** start **
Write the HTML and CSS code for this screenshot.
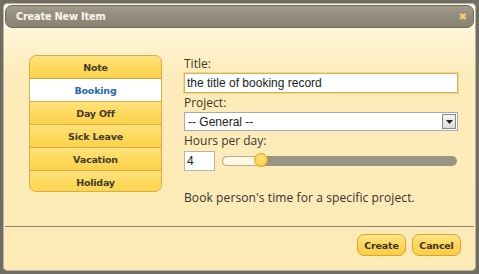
FILE: index.html
```html
<!DOCTYPE html>
<html>
<head>
<meta charset="utf-8">
<link rel="stylesheet" href="styles.css">
</head>
<body>
<div class="dialog">
  <div class="titlebar">
    <span class="title">Create New Item</span>
    <span class="close">&#x2716;</span>
  </div>
  <div class="content">
    <ul class="menu">
      <li class="item">Note</li>
      <li class="item active">Booking</li>
      <li class="item">Day Off</li>
      <li class="item">Sick Leave</li>
      <li class="item">Vacation</li>
      <li class="item last">Holiday</li>
    </ul>
    <div class="form">
      <div class="label">Title:</div>
      <div class="input text-input">the title of booking record</div>
      <div class="label">Project:</div>
      <div class="select">
        <span class="select-text">-- General --</span>
        <span class="select-btn"><svg width="7" height="4" viewBox="0 0 7 4"><path d="M0 0h7L3.5 4z" fill="#222"/></svg></span>
      </div>
      <div class="label">Hours per day:</div>
      <div class="hours-row">
        <div class="input hours">4</div>
        <div class="slider">
          <div class="track-fill"></div>
          <div class="thumb"></div>
        </div>
      </div>
      <p class="desc">Book person's time for a specific project.</p>
    </div>
  </div>
  <div class="footer">
    <button class="btn">Create</button>
    <button class="btn">Cancel</button>
  </div>
</div>
</body>
</html>
```
FILE: styles.css
```css
html, body {
  margin: 0;
  padding: 0;
}
body {
  background: #716c62;
  width: 479px;
  height: 274px;
  padding: 3px;
  box-sizing: border-box;
}
.dialog {
  width: 473px;
  height: 268px;
  box-sizing: border-box;
  border-radius: 5px;
  background: linear-gradient(#fffcee 0px, #fff5d6 30px, #fdecbb 70px, #fdeab5 100%);
  padding: 2px;
  display: flex;
  flex-direction: column;
  box-shadow: 0 0 0 1px #b7b2a4 inset;
}
.titlebar {
  height: 23px;
  box-sizing: border-box;
  border: 1px solid #6f695d;
  border-radius: 7px;
  background: linear-gradient(#a19b8b, #938c7d 50%, #8a8374);
  display: flex;
  align-items: center;
  justify-content: space-between;
  padding: 0 6px 0 10px;
}
.title {
  font-family: "DejaVu Sans", sans-serif;
  font-weight: bold;
  font-size: 9.8px;
  color: #fbf8ee;
  letter-spacing: -0.2px;
}
.close {
  color: #f5d562;
  font-size: 10px;
  font-family: "DejaVu Sans", sans-serif;
  line-height: 1;
  margin-top: 1px;
}
.content {
  display: flex;
  padding: 27px 0 0 24px;
  height: 199px;
  box-sizing: border-box;
  border-bottom: 1px solid #8a826d;
}
.menu {
  list-style: none;
  margin: 0;
  padding: 0;
  width: 133px;
  height: 137px;
  border: 1px solid #d7ae45;
  border-radius: 7px;
  overflow: hidden;
  box-sizing: border-box;
  background: #fcd54e;
}
.item {
  height: 23px;
  box-sizing: border-box;
  border-bottom: 1px solid #d9b046;
  background: linear-gradient(#ffe27e, #fdd95d 50%, #fcd24a);
  font-family: "DejaVu Sans", sans-serif;
  font-weight: bold;
  font-size: 9.5px;
  color: #3f3a2c;
  display: flex;
  align-items: center;
  justify-content: center;
  letter-spacing: -0.2px;
}
.item.last {
  border-bottom: none;
}
.item.active {
  background: #ffffff;
  color: #2468b4;
  border-top: 1px solid #c9a23c;
  margin-top: -1px;
  height: 24px;
}
.form {
  margin-left: 22px;
  padding-top: 5px;
  width: 274px;
  display: flex;
  flex-direction: column;
  font-family: "Open Sans", sans-serif;
  color: #333;
}
.label {
  font-size: 12px;
  line-height: 16px;
  height: 17px;
  margin-top: -4px;
  color: #3a3a2a;
}
.label + .input, .label + .select {
  margin-bottom: 6px;
}
.input {
  background: #fff;
  box-sizing: border-box;
  font-family: "Liberation Sans", sans-serif;
  font-size: 12px;
  color: #222;
  display: flex;
  align-items: center;
  padding-left: 2px;
}
.text-input {
  height: 20px;
  border: 1px solid #d9b24e;
  box-shadow: 0 0 0 1px #f2d58a;
  width: 274px;
}
.select {
  height: 19px;
  width: 274px;
  box-sizing: border-box;
  background: #fff;
  border: 1px solid #a9a9a9;
  display: flex;
  align-items: center;
  justify-content: space-between;
  font-family: "Liberation Sans", sans-serif;
  font-size: 12px;
  color: #222;
  padding-left: 3px;
  padding-right: 1px;
}
.select-btn {
  width: 14px;
  height: 15px;
  box-sizing: border-box;
  border: 1px solid #8a8a8a;
  background: linear-gradient(#f4f4f4, #dcdcdc);
  display: flex;
  align-items: center;
  justify-content: center;
}
.hours-row {
  display: flex;
  align-items: center;
}
.hours {
  width: 31px;
  height: 20px;
  border: 1px solid #b9b5a8;
  margin-top: 1px;
}
.slider {
  position: relative;
  margin-left: 7px;
  width: 235px;
  height: 10px;
  border-radius: 5px;
  background: #9a9484;
}
.track-fill {
  width: 40px;
  height: 10px;
  box-sizing: border-box;
  border: 1px solid #b7ae97;
  border-right: none;
  border-radius: 5px 0 0 5px;
  background: #fff8e2;
}
.thumb {
  position: absolute;
  left: 32px;
  top: -3px;
  width: 14px;
  height: 14px;
  box-sizing: border-box;
  border-radius: 50%;
  border: 1px solid #d9a42a;
  background: radial-gradient(circle at 50% 35%, #ffe17a, #fbc93c);
}
.desc {
  margin: 18px 0 0 0;
  font-size: 12px;
  color: #333;
  letter-spacing: 0.1px;
}
.footer {
  display: flex;
  justify-content: flex-end;
  gap: 6px;
  padding: 7px 13px 0 0;
}
.btn {
  width: 49px;
  height: 22px;
  border: 1px solid #d2a637;
  border-radius: 7px;
  background: linear-gradient(#ffe487, #fdd65a 50%, #fccd45);
  font-family: "DejaVu Sans", sans-serif;
  font-weight: bold;
  font-size: 9.5px;
  color: #3a3322;
  padding: 0;
  letter-spacing: -0.2px;
}
```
** end **
Skipping the pictures, transcribe each line above exactly as it appears.

* Exercise response *
Write the HTML and CSS code for this screenshot.
FILE: index.html
```html
<!DOCTYPE html>
<html>
<head>
<meta charset="utf-8">
<link rel="stylesheet" href="styles.css">
</head>
<body>
<div class="dialog">
  <div class="titlebar">
    <span class="title">Create New Item</span>
    <span class="close">&#x2716;</span>
  </div>
  <div class="content">
    <ul class="menu">
      <li class="item">Note</li>
      <li class="item active">Booking</li>
      <li class="item">Day Off</li>
      <li class="item">Sick Leave</li>
      <li class="item">Vacation</li>
      <li class="item last">Holiday</li>
    </ul>
    <div class="form">
      <div class="label">Title:</div>
      <div class="input text-input">the title of booking record</div>
      <div class="label">Project:</div>
      <div class="select">
        <span class="select-text">-- General --</span>
        <span class="select-btn"><svg width="7" height="4" viewBox="0 0 7 4"><path d="M0 0h7L3.5 4z" fill="#222"/></svg></span>
      </div>
      <div class="label">Hours per day:</div>
      <div class="hours-row">
        <div class="input hours">4</div>
        <div class="slider">
          <div class="track-fill"></div>
          <div class="thumb"></div>
        </div>
      </div>
      <p class="desc">Book person's time for a specific project.</p>
    </div>
  </div>
  <div class="footer">
    <button class="btn">Create</button>
    <button class="btn">Cancel</button>
  </div>
</div>
</body>
</html>
```
FILE: styles.css
```css
html, body {
  margin: 0;
  padding: 0;
}
body {
  background: #716c62;
  width: 479px;
  height: 274px;
  padding: 3px;
  box-sizing: border-box;
}
.dialog {
  width: 473px;
  height: 268px;
  box-sizing: border-box;
  border-radius: 5px;
  background: linear-gradient(#fffcee 0px, #fff5d6 30px, #fdecbb 70px, #fdeab5 100%);
  padding: 2px;
  display: flex;
  flex-direction: column;
  box-shadow: 0 0 0 1px #b7b2a4 inset;
}
.titlebar {
  height: 23px;
  box-sizing: border-box;
  border: 1px solid #6f695d;
  border-radius: 7px;
  background: linear-gradient(#a19b8b, #938c7d 50%, #8a8374);
  display: flex;
  align-items: center;
  justify-content: space-between;
  padding: 0 6px 0 10px;
}
.title {
  font-family: "DejaVu Sans", sans-serif;
  font-weight: bold;
  font-size: 9.8px;
  color: #fbf8ee;
  letter-spacing: -0.2px;
}
.close {
  color: #f5d562;
  font-size: 10px;
  font-family: "DejaVu Sans", sans-serif;
  line-height: 1;
  margin-top: 1px;
}
.content {
  display: flex;
  padding: 27px 0 0 24px;
  height: 199px;
  box-sizing: border-box;
  border-bottom: 1px solid #8a826d;
}
.menu {
  list-style: none;
  margin: 0;
  padding: 0;
  width: 133px;
  height: 137px;
  border: 1px solid #d7ae45;
  border-radius: 7px;
  overflow: hidden;
  box-sizing: border-box;
  background: #fcd54e;
}
.item {
  height: 23px;
  box-sizing: border-box;
  border-bottom: 1px solid #d9b046;
  background: linear-gradient(#ffe27e, #fdd95d 50%, #fcd24a);
  font-family: "DejaVu Sans", sans-serif;
  font-weight: bold;
  font-size: 9.5px;
  color: #3f3a2c;
  display: flex;
  align-items: center;
  justify-content: center;
  letter-spacing: -0.2px;
}
.item.last {
  border-bottom: none;
}
.item.active {
  background: #ffffff;
  color: #2468b4;
  border-top: 1px solid #c9a23c;
  margin-top: -1px;
  height: 24px;
}
.form {
  margin-left: 22px;
  padding-top: 5px;
  width: 274px;
  display: flex;
  flex-direction: column;
  font-family: "Open Sans", sans-serif;
  color: #333;
}
.label {
  font-size: 12px;
  line-height: 16px;
  height: 17px;
  margin-top: -4px;
  color: #3a3a2a;
}
.label + .input, .label + .select {
  margin-bottom: 6px;
}
.input {
  background: #fff;
  box-sizing: border-box;
  font-family: "Liberation Sans", sans-serif;
  font-size: 12px;
  color: #222;
  display: flex;
  align-items: center;
  padding-left: 2px;
}
.text-input {
  height: 20px;
  border: 1px solid #d9b24e;
  box-shadow: 0 0 0 1px #f2d58a;
  width: 274px;
}
.select {
  height: 19px;
  width: 274px;
  box-sizing: border-box;
  background: #fff;
  border: 1px solid #a9a9a9;
  display: flex;
  align-items: center;
  justify-content: space-between;
  font-family: "Liberation Sans", sans-serif;
  font-size: 12px;
  color: #222;
  padding-left: 3px;
  padding-right: 1px;
}
.select-btn {
  width: 14px;
  height: 15px;
  box-sizing: border-box;
  border: 1px solid #8a8a8a;
  background: linear-gradient(#f4f4f4, #dcdcdc);
  display: flex;
  align-items: center;
  justify-content: center;
}
.hours-row {
  display: flex;
  align-items: center;
}
.hours {
  width: 31px;
  height: 20px;
  border: 1px solid #b9b5a8;
  margin-top: 1px;
}
.slider {
  position: relative;
  margin-left: 7px;
  width: 235px;
  height: 10px;
  border-radius: 5px;
  background: #9a9484;
}
.track-fill {
  width: 40px;
  height: 10px;
  box-sizing: border-box;
  border: 1px solid #b7ae97;
  border-right: none;
  border-radius: 5px 0 0 5px;
  background: #fff8e2;
}
.thumb {
  position: absolute;
  left: 32px;
  top: -3px;
  width: 14px;
  height: 14px;
  box-sizing: border-box;
  border-radius: 50%;
  border: 1px solid #d9a42a;
  background: radial-gradient(circle at 50% 35%, #ffe17a, #fbc93c);
}
.desc {
  margin: 18px 0 0 0;
  font-size: 12px;
  color: #333;
  letter-spacing: 0.1px;
}
.footer {
  display: flex;
  justify-content: flex-end;
  gap: 6px;
  padding: 7px 13px 0 0;
}
.btn {
  width: 49px;
  height: 22px;
  border: 1px solid #d2a637;
  border-radius: 7px;
  background: linear-gradient(#ffe487, #fdd65a 50%, #fccd45);
  font-family: "DejaVu Sans", sans-serif;
  font-weight: bold;
  font-size: 9.5px;
  color: #3a3322;
  padding: 0;
  letter-spacing: -0.2px;
}
```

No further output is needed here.